### [AIM OF THE EXERCISE]
Go through the data below. List every line that holds the word "React".

### [DATA EXTRACT]
++++
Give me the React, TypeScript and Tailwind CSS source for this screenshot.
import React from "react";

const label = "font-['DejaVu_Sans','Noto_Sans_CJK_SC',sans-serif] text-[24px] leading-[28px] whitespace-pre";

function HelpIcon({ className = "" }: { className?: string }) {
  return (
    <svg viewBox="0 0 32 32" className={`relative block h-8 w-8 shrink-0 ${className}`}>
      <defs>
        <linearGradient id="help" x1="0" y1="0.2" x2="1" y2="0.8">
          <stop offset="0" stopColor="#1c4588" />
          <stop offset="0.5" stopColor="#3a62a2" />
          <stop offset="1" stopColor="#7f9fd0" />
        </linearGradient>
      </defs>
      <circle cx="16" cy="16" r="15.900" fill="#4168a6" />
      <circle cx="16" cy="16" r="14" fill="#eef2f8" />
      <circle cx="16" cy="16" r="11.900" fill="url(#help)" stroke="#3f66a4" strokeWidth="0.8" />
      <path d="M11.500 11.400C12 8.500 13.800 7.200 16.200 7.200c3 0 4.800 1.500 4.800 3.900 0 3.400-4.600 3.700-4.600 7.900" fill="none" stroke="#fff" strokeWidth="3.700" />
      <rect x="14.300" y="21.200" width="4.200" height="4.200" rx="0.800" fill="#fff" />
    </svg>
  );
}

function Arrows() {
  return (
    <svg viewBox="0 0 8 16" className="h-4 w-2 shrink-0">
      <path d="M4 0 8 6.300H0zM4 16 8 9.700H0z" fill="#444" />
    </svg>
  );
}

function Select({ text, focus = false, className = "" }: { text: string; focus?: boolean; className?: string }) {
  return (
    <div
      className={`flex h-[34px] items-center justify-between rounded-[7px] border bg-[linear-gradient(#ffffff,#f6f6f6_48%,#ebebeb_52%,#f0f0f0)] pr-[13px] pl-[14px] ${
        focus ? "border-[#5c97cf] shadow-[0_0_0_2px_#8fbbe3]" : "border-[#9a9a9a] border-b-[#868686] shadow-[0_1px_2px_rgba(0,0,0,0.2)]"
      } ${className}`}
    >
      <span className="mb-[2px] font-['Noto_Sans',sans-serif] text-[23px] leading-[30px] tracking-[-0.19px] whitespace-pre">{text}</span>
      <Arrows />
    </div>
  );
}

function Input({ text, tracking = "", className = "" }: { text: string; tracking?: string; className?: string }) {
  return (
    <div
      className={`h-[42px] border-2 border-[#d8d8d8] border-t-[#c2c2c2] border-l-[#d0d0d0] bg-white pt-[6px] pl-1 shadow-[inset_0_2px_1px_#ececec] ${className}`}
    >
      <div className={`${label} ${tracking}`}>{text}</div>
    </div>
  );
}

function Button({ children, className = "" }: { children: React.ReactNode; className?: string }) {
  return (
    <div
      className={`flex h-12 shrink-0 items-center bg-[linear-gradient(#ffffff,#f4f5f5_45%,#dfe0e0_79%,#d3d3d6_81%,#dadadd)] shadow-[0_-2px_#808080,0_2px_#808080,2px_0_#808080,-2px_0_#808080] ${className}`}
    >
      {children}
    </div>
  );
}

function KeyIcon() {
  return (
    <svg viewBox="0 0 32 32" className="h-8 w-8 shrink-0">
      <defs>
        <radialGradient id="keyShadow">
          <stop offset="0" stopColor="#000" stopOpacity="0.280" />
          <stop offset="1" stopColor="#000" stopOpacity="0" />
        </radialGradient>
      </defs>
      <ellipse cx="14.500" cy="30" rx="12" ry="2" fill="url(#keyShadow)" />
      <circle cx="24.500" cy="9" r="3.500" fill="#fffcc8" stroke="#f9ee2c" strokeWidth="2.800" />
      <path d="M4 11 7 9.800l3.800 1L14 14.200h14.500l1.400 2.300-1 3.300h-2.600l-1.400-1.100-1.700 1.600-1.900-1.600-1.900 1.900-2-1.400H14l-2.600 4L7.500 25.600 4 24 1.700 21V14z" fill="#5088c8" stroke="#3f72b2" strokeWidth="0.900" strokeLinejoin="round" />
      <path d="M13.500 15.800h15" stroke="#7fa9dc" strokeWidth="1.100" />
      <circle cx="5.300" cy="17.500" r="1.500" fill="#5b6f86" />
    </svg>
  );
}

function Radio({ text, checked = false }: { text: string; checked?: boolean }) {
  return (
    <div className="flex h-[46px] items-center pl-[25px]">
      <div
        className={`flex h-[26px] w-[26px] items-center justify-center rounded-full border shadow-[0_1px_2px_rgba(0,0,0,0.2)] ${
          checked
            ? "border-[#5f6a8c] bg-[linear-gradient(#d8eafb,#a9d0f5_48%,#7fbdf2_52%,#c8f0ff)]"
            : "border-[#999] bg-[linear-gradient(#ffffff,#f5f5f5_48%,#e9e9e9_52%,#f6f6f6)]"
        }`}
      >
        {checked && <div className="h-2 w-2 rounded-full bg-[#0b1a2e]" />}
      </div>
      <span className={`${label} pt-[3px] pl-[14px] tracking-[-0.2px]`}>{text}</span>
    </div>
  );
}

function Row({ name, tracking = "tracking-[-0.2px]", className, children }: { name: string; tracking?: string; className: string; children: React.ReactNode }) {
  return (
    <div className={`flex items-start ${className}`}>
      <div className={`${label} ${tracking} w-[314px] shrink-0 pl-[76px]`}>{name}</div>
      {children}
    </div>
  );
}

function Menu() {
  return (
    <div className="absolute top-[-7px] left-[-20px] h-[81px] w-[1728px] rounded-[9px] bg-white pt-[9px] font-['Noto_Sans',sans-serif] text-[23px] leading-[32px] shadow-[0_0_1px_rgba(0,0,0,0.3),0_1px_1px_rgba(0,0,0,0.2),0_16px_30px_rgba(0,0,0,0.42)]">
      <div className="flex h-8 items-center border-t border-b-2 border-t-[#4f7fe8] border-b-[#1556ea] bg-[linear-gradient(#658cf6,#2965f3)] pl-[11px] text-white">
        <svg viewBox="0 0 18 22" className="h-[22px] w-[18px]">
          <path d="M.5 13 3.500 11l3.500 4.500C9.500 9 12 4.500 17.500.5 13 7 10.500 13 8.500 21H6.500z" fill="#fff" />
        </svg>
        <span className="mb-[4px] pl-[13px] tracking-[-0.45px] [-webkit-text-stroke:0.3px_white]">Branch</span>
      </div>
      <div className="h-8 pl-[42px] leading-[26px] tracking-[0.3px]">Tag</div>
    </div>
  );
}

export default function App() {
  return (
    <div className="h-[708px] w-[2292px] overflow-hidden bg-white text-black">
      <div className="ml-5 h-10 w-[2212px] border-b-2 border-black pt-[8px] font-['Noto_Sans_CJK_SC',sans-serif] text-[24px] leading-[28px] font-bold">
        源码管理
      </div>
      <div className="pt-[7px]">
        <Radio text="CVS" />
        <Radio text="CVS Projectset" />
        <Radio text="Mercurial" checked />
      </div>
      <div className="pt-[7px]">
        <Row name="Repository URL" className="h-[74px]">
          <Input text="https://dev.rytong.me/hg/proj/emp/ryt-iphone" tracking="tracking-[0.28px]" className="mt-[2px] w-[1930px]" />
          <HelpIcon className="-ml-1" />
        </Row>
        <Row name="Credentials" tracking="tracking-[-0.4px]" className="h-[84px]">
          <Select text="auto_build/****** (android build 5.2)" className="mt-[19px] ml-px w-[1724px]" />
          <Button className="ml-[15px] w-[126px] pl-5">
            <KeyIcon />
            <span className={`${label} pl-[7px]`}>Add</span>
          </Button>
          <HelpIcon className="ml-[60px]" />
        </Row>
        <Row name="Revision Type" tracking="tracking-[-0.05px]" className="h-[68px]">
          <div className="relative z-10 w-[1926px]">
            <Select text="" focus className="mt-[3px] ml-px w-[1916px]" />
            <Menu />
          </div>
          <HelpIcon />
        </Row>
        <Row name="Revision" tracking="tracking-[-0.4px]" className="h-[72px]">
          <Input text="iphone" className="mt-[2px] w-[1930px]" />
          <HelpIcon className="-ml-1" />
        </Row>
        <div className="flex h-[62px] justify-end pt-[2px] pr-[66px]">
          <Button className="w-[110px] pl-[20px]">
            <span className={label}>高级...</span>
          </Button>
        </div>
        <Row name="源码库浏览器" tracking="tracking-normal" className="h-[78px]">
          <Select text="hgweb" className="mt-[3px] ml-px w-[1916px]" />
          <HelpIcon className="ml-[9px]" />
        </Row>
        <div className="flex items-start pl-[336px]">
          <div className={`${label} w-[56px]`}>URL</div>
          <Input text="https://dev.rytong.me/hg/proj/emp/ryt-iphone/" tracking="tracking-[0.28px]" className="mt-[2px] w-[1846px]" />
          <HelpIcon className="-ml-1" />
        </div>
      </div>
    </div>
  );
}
++++
### [TASK RESPONSE]
Give me the React, TypeScript and Tailwind CSS source for this screenshot.
import React from "react";
function Button({ children, className = "" }: { children: React.ReactNode; className?: string }) {
function Row({ name, tracking = "tracking-[-0.2px]", className, children }: { name: string; tracking?: string; className: string; children: React.ReactNode }) {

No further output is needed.